Fr. Mark Hodges Fr. Mark Hodges

NEW YORK, December 19, 2016 (LifeSiteNews) — Russia balked at pro-homosexual praise last week for the outgoing United Nations Secretary General, who has used his worldwide influence to promote the gay agenda.

U.N. Secretary General Ban Ki-moon, 72, was the guest of honor at a gathering of the 15-member United Nations Security Council (UNSC) last Wednesday. In thanking him for his decade of service, the UNSC planned a tribute that included honorable recognition for his work to normalize homosexuality around the world.

The 72-year-old Ki-moon used his post to promote global acceptance of lesbian, homosexual, bisexual and transgender "rights," from the presumption that homosexual activity is normal and healthy. He hosted the first major meeting at the U.N. for LGBTQ people to increase acceptance of the gay lifestyle.  

In 2014, he issued an executive order forcing the U.N.’s worldwide conglomerate to recognize as legitimate and bestow benefits upon all same-sex "marriages" for anyone under U.N. employ. (Russia, Saudi Arabia, China, Iran, India, Egypt, Pakistan, Syria and 36 other nations unsuccessfully opposed Ki-moon's executive fiat.)

Most of the UNSC, including the United States, wanted the following statement read at Wednesday’s meeting in honor of Ki-moon: "It is thanks to you, Mr. Secretary General, that women, young people, and the LGBT community have been heard and assisted, and today their voices sound louder and stronger in this headquarters and around the world."

That's where Russia stepped in. Diplomats say the Russians, who are increasingly championing Biblical morality, refused to go along with praise for the promotion of homosexuality.
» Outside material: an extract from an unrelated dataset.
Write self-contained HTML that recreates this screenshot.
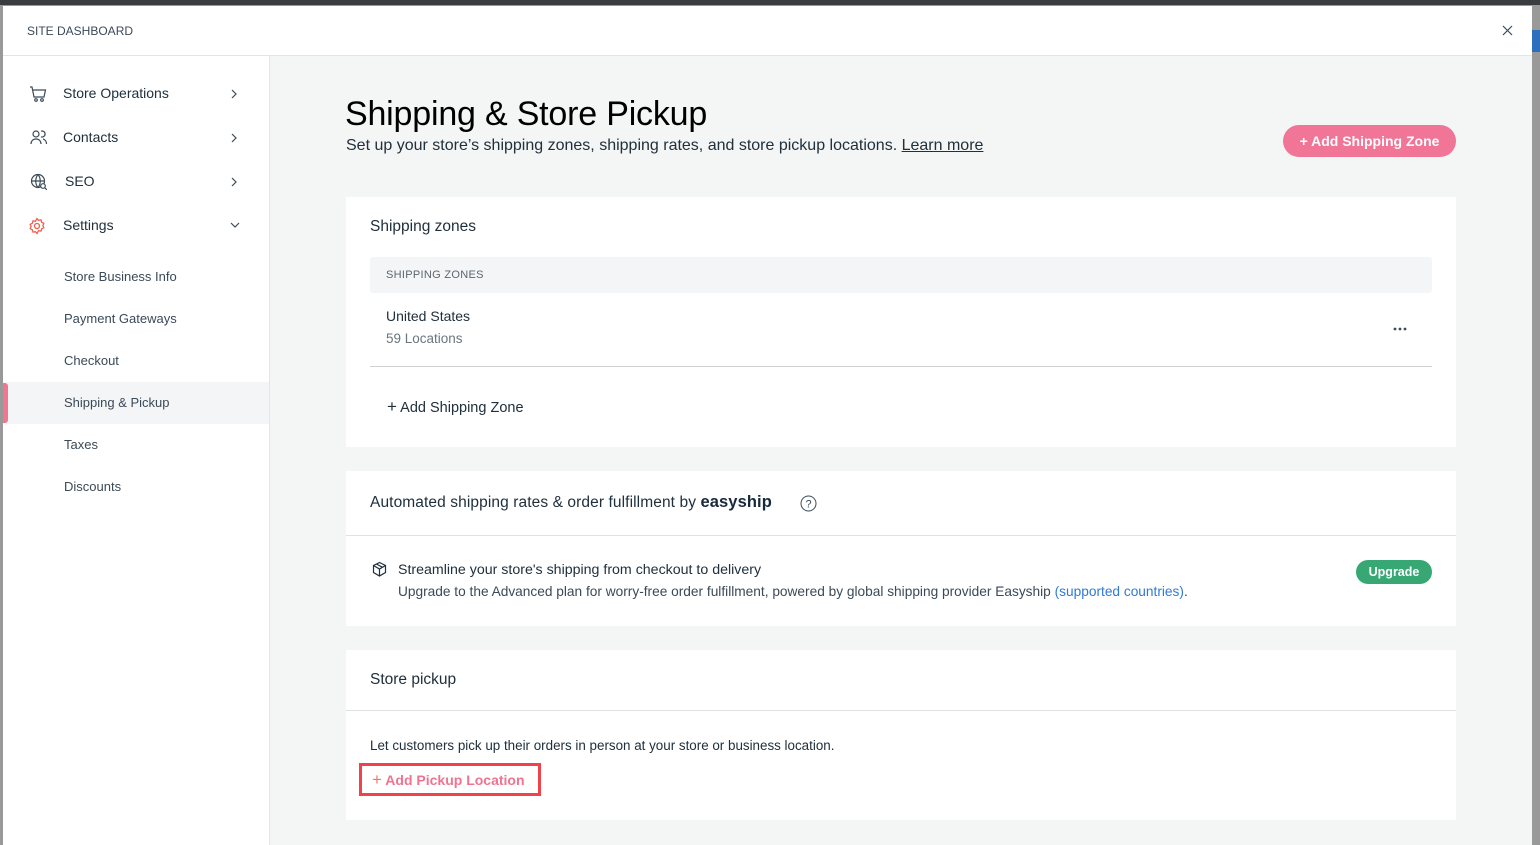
<!DOCTYPE html>
<html><head><meta charset="utf-8"><style>
*{margin:0;padding:0;box-sizing:border-box}
body{width:1540px;height:845px;overflow:hidden;background:#999;font-family:"Liberation Sans",sans-serif;position:relative;color:#20303c}
.a{position:absolute;white-space:nowrap}
.topbar{left:0;top:0;width:1540px;height:5px;background:#3a3d40}
.modal{left:3px;top:6px;width:1529px;height:839px;background:#fff}
.hdr{left:3px;top:55px;width:1529px;height:1px;background:#e3e5e6}
.main{left:270px;top:56px;width:1262px;height:789px;background:#f4f5f5}
.sideb{left:269px;top:56px;width:1px;height:789px;background:#e3e5e6}
.nav{font-size:14px;color:#20303c}
.sub{font-size:13px;color:#3b4a57}
.card{background:#fff;left:346px;width:1110px}
.line{background:#dfe1e2;height:1px}
</style></head><body>
<div class="a topbar"></div>
<div class="a modal"></div>
<div class="a" style="left:1532px;top:30px;width:8px;height:22px;background:#2c6fbf"></div>
<div class="a hdr"></div>
<div class="a" style="left:27px;top:24px;font-size:12px;color:#3b4a57">SITE DASHBOARD</div>
<svg class="a" style="left:1502px;top:25px" width="11" height="11" viewBox="0 0 11 11"><path d="M1 1L10 10M10 1L1 10" stroke="#3b4a57" stroke-width="1.2"/></svg>
<div class="a main"></div>
<div class="a sideb"></div>

<svg class="a" style="left:29px;top:85px" width="18" height="18" viewBox="0 0 18 18" fill="none" stroke="#3b4a57" stroke-width="1.2"><path d="M1 2h2l2 10h10l1.5-7H4"/><circle cx="7" cy="15" r="1.3"/><circle cx="13" cy="15" r="1.3"/></svg>
<div class="a nav" style="left:63px;top:85px">Store Operations</div>
<svg class="a" style="left:30px;top:129px" width="18" height="16" viewBox="0 0 18 16" fill="none" stroke="#3b4a57" stroke-width="1.2"><circle cx="6" cy="5" r="3"/><path d="M1 15c0-3 2-5 5-5s5 2 5 5"/><path d="M11 2.2a3 3 0 110 5.6M13 10c2 .5 3.5 2.5 3.5 5"/></svg>
<div class="a nav" style="left:63px;top:129px">Contacts</div>
<svg class="a" style="left:30px;top:173px" width="18" height="18" viewBox="0 0 18 18" fill="none" stroke="#3b4a57" stroke-width="1.2"><circle cx="8" cy="8" r="6.5"/><path d="M1.5 8h13M8 1.5c-3 3.5-3 9.5 0 13M8 1.5c3 3.5 3 9.5 0 13"/><circle cx="13" cy="13" r="2.3" fill="#fff"/><path d="M14.8 14.8l2 2"/></svg>
<div class="a nav" style="left:65px;top:173px">SEO</div>
<svg class="a" style="left:28px;top:217px" width="18" height="18" viewBox="0 0 18 18" fill="none" stroke="#f0604f" stroke-width="1.3"><path d="M9 1.5l1.6 1.8 2.4-.4.6 2.3 2.2 1.1-.9 2.2.9 2.2-2.2 1.1-.6 2.3-2.4-.4L9 16.5l-1.6-1.8-2.4.4-.6-2.3-2.2-1.1.9-2.2-.9-2.2 2.2-1.1.6-2.3 2.4.4z"/><circle cx="9" cy="9" r="2.5"/></svg>
<div class="a nav" style="left:63px;top:217px">Settings</div>
<svg class="a" style="left:231px;top:89px" width="6" height="10"><path d="M1 1l4 4-4 4" fill="none" stroke="#3b4a57" stroke-width="1.2"/></svg>
<svg class="a" style="left:231px;top:133px" width="6" height="10"><path d="M1 1l4 4-4 4" fill="none" stroke="#3b4a57" stroke-width="1.2"/></svg>
<svg class="a" style="left:231px;top:177px" width="6" height="10"><path d="M1 1l4 4-4 4" fill="none" stroke="#3b4a57" stroke-width="1.2"/></svg>
<svg class="a" style="left:230px;top:222px" width="10" height="6"><path d="M1 1l4 4 4-4" fill="none" stroke="#3b4a57" stroke-width="1.2"/></svg>
<div class="a sub" style="left:64px;top:269px">Store Business Info</div>
<div class="a sub" style="left:64px;top:311px">Payment Gateways</div>
<div class="a sub" style="left:64px;top:353px">Checkout</div>
<div class="a" style="left:3px;top:382px;width:266px;height:42px;background:#f4f5f7"></div>
<div class="a" style="left:3px;top:383px;width:5px;height:40px;background:#f0778f;border-radius:0 3px 3px 0"></div>
<div class="a sub" style="left:64px;top:395px">Shipping &amp; Pickup</div>
<div class="a sub" style="left:64px;top:437px">Taxes</div>
<div class="a sub" style="left:64px;top:479px">Discounts</div>

<div class="a" style="left:345px;top:95px;font-size:34px;color:#000;letter-spacing:-0.2px">Shipping &amp; Store Pickup</div>
<div class="a" style="left:346px;top:137px;font-size:16px;color:#20303c">Set up your store’s shipping zones, shipping rates, and store pickup locations. <span style="text-decoration:underline">Learn more</span></div>
<div class="a" style="left:1283px;top:125px;width:173px;height:32px;border-radius:16px;background:#f07596;color:#fff;font-size:14px;font-weight:bold;line-height:32px;text-align:center">+ Add Shipping Zone</div>

<div class="a card" style="top:197px;height:250px"></div>
<div class="a" style="left:370px;top:218px;font-size:15.5px;color:#20303c">Shipping zones</div>
<div class="a" style="left:370px;top:257px;width:1062px;height:36px;background:#f4f5f7;border-radius:3px"></div>
<div class="a" style="left:386px;top:269px;font-size:11px;color:#5a6670;letter-spacing:0.3px">SHIPPING ZONES</div>
<div class="a" style="left:386px;top:308px;font-size:14px;color:#20303c">United States</div>
<div class="a" style="left:386px;top:331px;font-size:13.5px;color:#6a7680">59 Locations</div>
<svg class="a" style="left:1393px;top:327px" width="14" height="4"><circle cx="2" cy="2" r="1.4" fill="#3b4a57"/><circle cx="7" cy="2" r="1.4" fill="#3b4a57"/><circle cx="12" cy="2" r="1.4" fill="#3b4a57"/></svg>
<div class="a line" style="left:370px;top:366px;width:1062px;background:#cfd2d4"></div>
<div class="a" style="left:387px;top:397px;font-size:14.5px;color:#20303c"><span style="font-size:17px">+</span> Add Shipping Zone</div>

<div class="a card" style="top:471px;height:155px"></div>
<div class="a" style="left:370px;top:493px;font-size:15.5px;color:#20303c;letter-spacing:0.1px">Automated shipping rates &amp; order fulfillment by <b style="color:#172a3a;font-size:16.5px">easyship</b></div>
<svg class="a" style="left:800px;top:495px" width="17" height="17" viewBox="0 0 17 17"><circle cx="8.5" cy="8.5" r="7.5" fill="none" stroke="#3b4a57" stroke-width="1"/><text x="8.5" y="12.5" text-anchor="middle" font-size="11" fill="#3b4a57" font-family="Liberation Sans">?</text></svg>
<div class="a line" style="left:346px;top:535px;width:1110px"></div>
<svg class="a" style="left:371px;top:561px" width="17" height="17" viewBox="0 0 17 17" fill="none" stroke="#20303c" stroke-width="1.2"><path d="M8.5 1.5l6 3v7l-6 3.5-6-3.5v-7z"/><path d="M2.5 4.5l6 3.5 6-3.5M8.5 8v7M5.5 3l6 3.3"/></svg>
<div class="a" style="left:398px;top:562px;font-size:14.2px;color:#20303c">Streamline your store's shipping from checkout to delivery</div>
<div class="a" style="left:398px;top:584px;font-size:13.7px;color:#3b4a57">Upgrade to the Advanced plan for worry-free order fulfillment, powered by global shipping provider Easyship <span style="color:#2f7ad6">(supported countries)</span>.</div>
<div class="a" style="left:1356px;top:560px;width:76px;height:24px;border-radius:12px;background:#37a874;color:#fff;font-size:12.5px;font-weight:bold;line-height:24px;text-align:center">Upgrade</div>

<div class="a card" style="top:650px;height:170px"></div>
<div class="a" style="left:370px;top:671px;font-size:15.5px;color:#20303c">Store pickup</div>
<div class="a line" style="left:346px;top:710px;width:1110px"></div>
<div class="a" style="left:370px;top:738px;font-size:13.4px;color:#20303c">Let customers pick up their orders in person at your store or business location.</div>
<div class="a" style="left:359px;top:763px;width:182px;height:33px;border:3px solid #f0424a"></div>
<div class="a" style="left:372px;top:770px;font-size:14px;color:#f07390;font-weight:bold"><span style="color:#f07a6a;font-size:17px;font-weight:normal">+</span> Add Pickup Location</div>
</body></html>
After Russia objected, a compromise was reached, and Ki-moon's work was praised as resulting in "the most vulnerable or marginalized have been increasingly heard and assisted by the United Nations."

The promotion of homosexuality as natural and positive has created heated debates in the U.N., particularly from Christian African countries and Islamic nations. Communist China also regularly objected, as well as Orthodox Christian Russia.

Sodomy is still a crime in at least 73 countries, according to the U.N., which reports the statistic as a negative sign of prejudice. Medical science has proved sodomy to be physically harmful and the leading cause of the spread of AIDS. Many religions, including Christianity, also believe it is spiritually and psychologically harmful.

Under Ki-moon, the U.N. issued six new stamps promoting homosexuality. The African Group, composed of 54 nations, the multi-national Muslim conglomerate "Organization of Islamic Cooperation," and the Group of Friends of the Family, which includes 25 nations, protested the stamps to no avail.

Ki-moon, a South Korean, steps down December 31.  Antonio Guterres of Portugal will take his place as U.N. Secretary General.

At last Wednesday's ceremony, Ki-moon said that upon leaving his position his “deepest regret … is the continuing nightmare in Syria.” He urged the UNSC to unite, as Patriarch Kirill of Moscow has advised, and militarily protect civilians in Aleppo, Syria, who have yet again been bombarded in one of the fiercest battles of the five-year ISIS advance.